Greenwich was at one time home to one of the great royal palaces, and currently has a large park that was enclosed by Henry VIII for hunting deer. The royal palace (Palace of Placentia) has quite a history of its own (http://www.historic-uk.com/HistoryUK/HistoryofEngland/The-Palace-of-Placentia-Greenwich).
What is of most important historical significance about Greenwich took place on a hill above where the palace stood in a collection of buildings, the Royal Observatory. Charles II founded the Royal Observatory in Greenwich Park in 1675 and appointed John Flamsteed as his first Astronomer Royal. The Observatory was built to improve navigation at sea and 'find the so-much desired longitude of places' – one's exact position east and west – while at sea and out of sight of land, by astronomical means.
Longitude is the exact position east and west. Without knowing how to measure it, ships couldn't accurately determine where they were. This was a major problem, especially on long ocean journeys when ships were making long voyages across the oceans and didn't have any visual clues for weeks at a time. A major shipwreck forced the issue to be solved and Parliament passed an Act declaring a reward for solving the longitude problem, should certain stipulations be met. It took nearly 60 years for the prize to be claimed. In the end it went not to a famous astronomer, scientist or mathematician, but to a little-known Yorkshire carpenter turned clockmaker, John Harrison, who invented four chronometers. His fourth chronometer, and the winner, changed navigation forever.
The Royal Observatory is also the source of the Prime Meridian of the world, Longitude 0° 0' 0''. Every place on the Earth is measured in terms of its distance east or west from this line. The line itself divides the eastern and western hemispheres of the Earth – just as the Equator divides the northern and southern hemispheres.
By international decree, the Prime Meridian is the official starting point for each new day, year and millennium. Prime Meridian is defined by the position of the large 'Transit Circle' telescope in the Observatory's Meridian Observatory. This was built by Sir George Biddell Airy, the 7th Astronomer Royal, in 1850. The cross-hairs in the eyepiece of the Transit Circle precisely define Longitude 0º for the world.
How did the center of the world become centered at Greenwich? Since the late 19th century, the Prime Meridian at Greenwich has served as the co-ordinate base for the calculation of Greenwich Mean Time. Before this, almost every town in the world kept its own local time.
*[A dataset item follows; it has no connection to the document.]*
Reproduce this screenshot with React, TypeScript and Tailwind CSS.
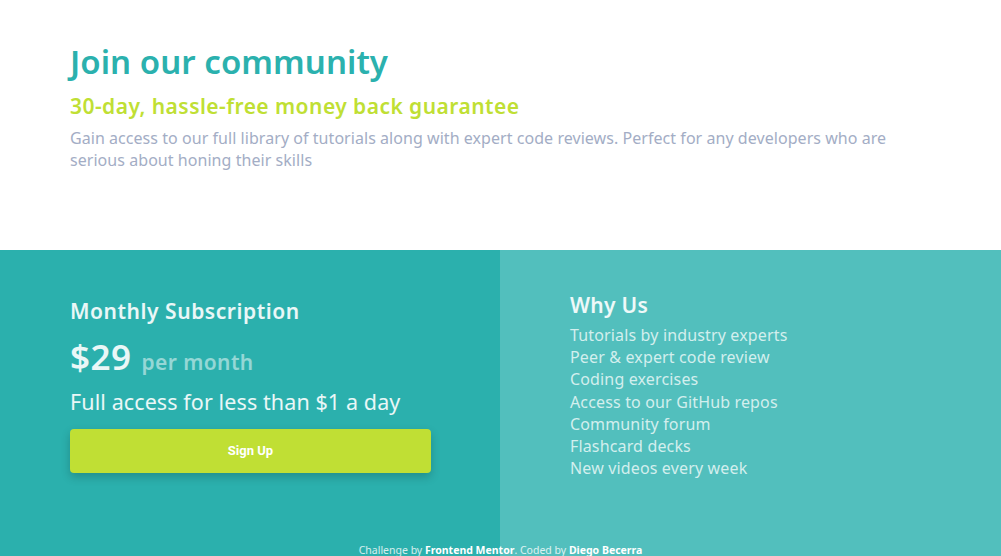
const features = [
  'Tutorials by industry experts',
  'Peer & expert code review',
  'Coding exercises',
  'Access to our GitHub repos',
  'Community forum',
  'Flashcard decks',
  'New videos every week',
]

export default function App() {
  return (
    <div className="min-h-screen bg-white font-['Noto_Sans',sans-serif]">
      {/* ── Intro ── */}
      <section className="h-[250px] px-[70px] pt-[40px]">
        <h1 className="text-[33px] leading-[44px] font-semibold tracking-[0.05px] text-[#2bb1ae]">Join our community</h1>
        <h2 className="mt-[8px] text-[21px] leading-[28px] font-semibold tracking-[0.45px] text-[#c0df34]">
          30-day, hassle-free money back guarantee
        </h2>
        <p className="mt-[7px] text-[16px] leading-[22px] tracking-[0.05px] text-[#a3adc5]">
          Gain access to our full library of tutorials along with expert code reviews. Perfect for any developers who are
          serious about honing their skills
        </p>
      </section>

      {/* ── Pricing ── */}
      <section className="relative flex h-[316px]">
        <div className="w-[500px] bg-[#2bb0ad] px-[70px] pt-[45px]">
          <h3 className="text-[21px] leading-[32px] font-semibold tracking-[0.55px] text-white/90">Monthly Subscription</h3>
          <div className="mt-[9px] flex items-baseline gap-[10px]">
            <span className="text-[35px] leading-[42px] font-semibold tracking-[0.5px] text-white/90">$29</span>
            <span className="text-[21px] font-semibold tracking-[0.4px] text-white/50">per month</span>
          </div>
          <p className="mt-[7px] text-[21.5px] leading-[32px] tracking-[0.1px] text-white/90">
            Full access for less than $1 a day
          </p>
          <button className="mt-[11px] h-[44px] w-[361px] rounded-[4px] bg-[#c0df34] font-['Roboto',sans-serif] text-[13px] font-bold text-white shadow-[0_4px_10px_rgba(0,0,0,0.2)]">
            Sign Up
          </button>
        </div>
        <div className="flex-1 bg-[#52bfbd] px-[70px] pt-[40px]">
          <h3 className="text-[21px] leading-[30px] font-semibold tracking-[0.3px] text-white/90">Why Us</h3>
          <ul className="mt-[4px] text-[16px] leading-[22.2px] tracking-[0.15px] text-white/75">
            {features.map((f) => (
              <li key={f}>{f}</li>
            ))}
          </ul>
        </div>

        {/* Attribution */}
        <p className="absolute bottom-[6px] left-0 right-0 text-center text-[10.5px] leading-[20px] text-white/80">
          Challenge by <span className="font-bold text-white">Frontend Mentor</span>. Coded by{' '}
          <span className="font-bold text-white">Diego Becerra</span>
        </p>
      </section>
    </div>
  )
}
There were no national or international conventions to set how time should be measured, or when the day would begin and end, or what the length of an hour might be. However, with the vast expansion of the railway and communications networks during the 1850s and 1860s, the worldwide need for an international time standard became imperative.
The Greenwich Meridian was chosen to be the Prime Meridian of the World in 1884. Forty-one delegates from 25 nations met in Washington DC for the International Meridian Conference and voted 22:1 for Greenwich as Longitude 0º. The decision was based on the argument that naming Greenwich as Longitude 0º would inconvenience the least number of people.